What is required ->
Filter the data below for the string "styled" and copy each matching line.

Data block ->
---------------
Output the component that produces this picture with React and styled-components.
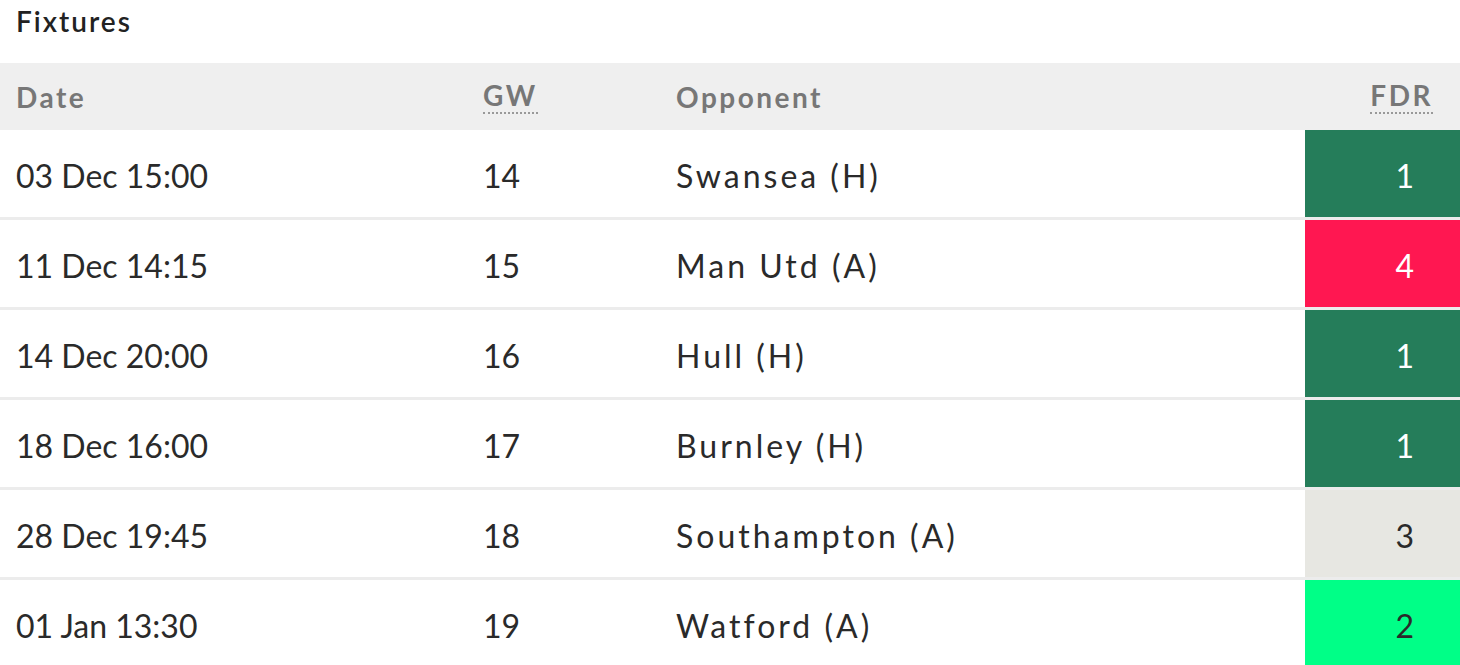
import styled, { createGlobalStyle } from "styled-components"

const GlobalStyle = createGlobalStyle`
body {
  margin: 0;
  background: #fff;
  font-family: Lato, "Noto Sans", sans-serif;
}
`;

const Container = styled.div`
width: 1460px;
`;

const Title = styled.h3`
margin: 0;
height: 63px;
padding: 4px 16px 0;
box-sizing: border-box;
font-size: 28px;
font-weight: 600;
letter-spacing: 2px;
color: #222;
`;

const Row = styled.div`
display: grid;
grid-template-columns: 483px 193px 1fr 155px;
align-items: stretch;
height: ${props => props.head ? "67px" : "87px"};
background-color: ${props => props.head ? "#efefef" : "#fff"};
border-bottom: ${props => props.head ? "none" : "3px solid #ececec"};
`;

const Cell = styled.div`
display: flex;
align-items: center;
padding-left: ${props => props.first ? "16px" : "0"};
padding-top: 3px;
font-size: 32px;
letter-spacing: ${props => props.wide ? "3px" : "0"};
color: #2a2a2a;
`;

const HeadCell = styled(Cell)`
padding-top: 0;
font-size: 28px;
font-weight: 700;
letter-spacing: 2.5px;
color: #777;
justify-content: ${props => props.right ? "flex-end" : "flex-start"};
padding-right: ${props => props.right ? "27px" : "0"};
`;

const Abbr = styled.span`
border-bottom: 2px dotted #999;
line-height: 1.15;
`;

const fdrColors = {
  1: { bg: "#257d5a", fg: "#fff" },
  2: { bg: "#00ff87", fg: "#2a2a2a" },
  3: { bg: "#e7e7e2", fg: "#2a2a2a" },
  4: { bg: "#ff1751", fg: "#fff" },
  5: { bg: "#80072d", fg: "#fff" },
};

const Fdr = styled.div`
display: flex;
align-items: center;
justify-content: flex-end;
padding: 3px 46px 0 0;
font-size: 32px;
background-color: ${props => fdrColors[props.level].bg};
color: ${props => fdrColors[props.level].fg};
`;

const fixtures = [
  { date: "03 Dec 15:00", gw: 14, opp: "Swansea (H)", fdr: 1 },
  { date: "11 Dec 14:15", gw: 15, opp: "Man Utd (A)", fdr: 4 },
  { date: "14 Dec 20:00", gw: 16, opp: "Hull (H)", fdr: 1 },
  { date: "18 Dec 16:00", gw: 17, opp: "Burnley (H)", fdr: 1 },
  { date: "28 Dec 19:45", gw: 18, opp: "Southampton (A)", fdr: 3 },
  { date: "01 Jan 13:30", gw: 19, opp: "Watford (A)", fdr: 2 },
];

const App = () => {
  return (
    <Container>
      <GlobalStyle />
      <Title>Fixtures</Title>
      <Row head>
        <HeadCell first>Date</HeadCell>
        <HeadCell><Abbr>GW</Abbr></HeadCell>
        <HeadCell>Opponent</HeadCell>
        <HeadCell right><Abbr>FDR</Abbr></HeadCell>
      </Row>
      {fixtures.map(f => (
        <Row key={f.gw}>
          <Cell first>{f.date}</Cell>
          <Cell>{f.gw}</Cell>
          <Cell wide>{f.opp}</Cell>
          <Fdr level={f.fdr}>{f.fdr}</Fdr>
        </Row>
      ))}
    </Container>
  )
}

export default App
---------------
Answer below ->
Output the component that produces this picture with React and styled-components.
import styled, { createGlobalStyle } from "styled-components"
const Container = styled.div`
const Title = styled.h3`
const Row = styled.div`
const Cell = styled.div`
const HeadCell = styled(Cell)`
const Abbr = styled.span`
const Fdr = styled.div`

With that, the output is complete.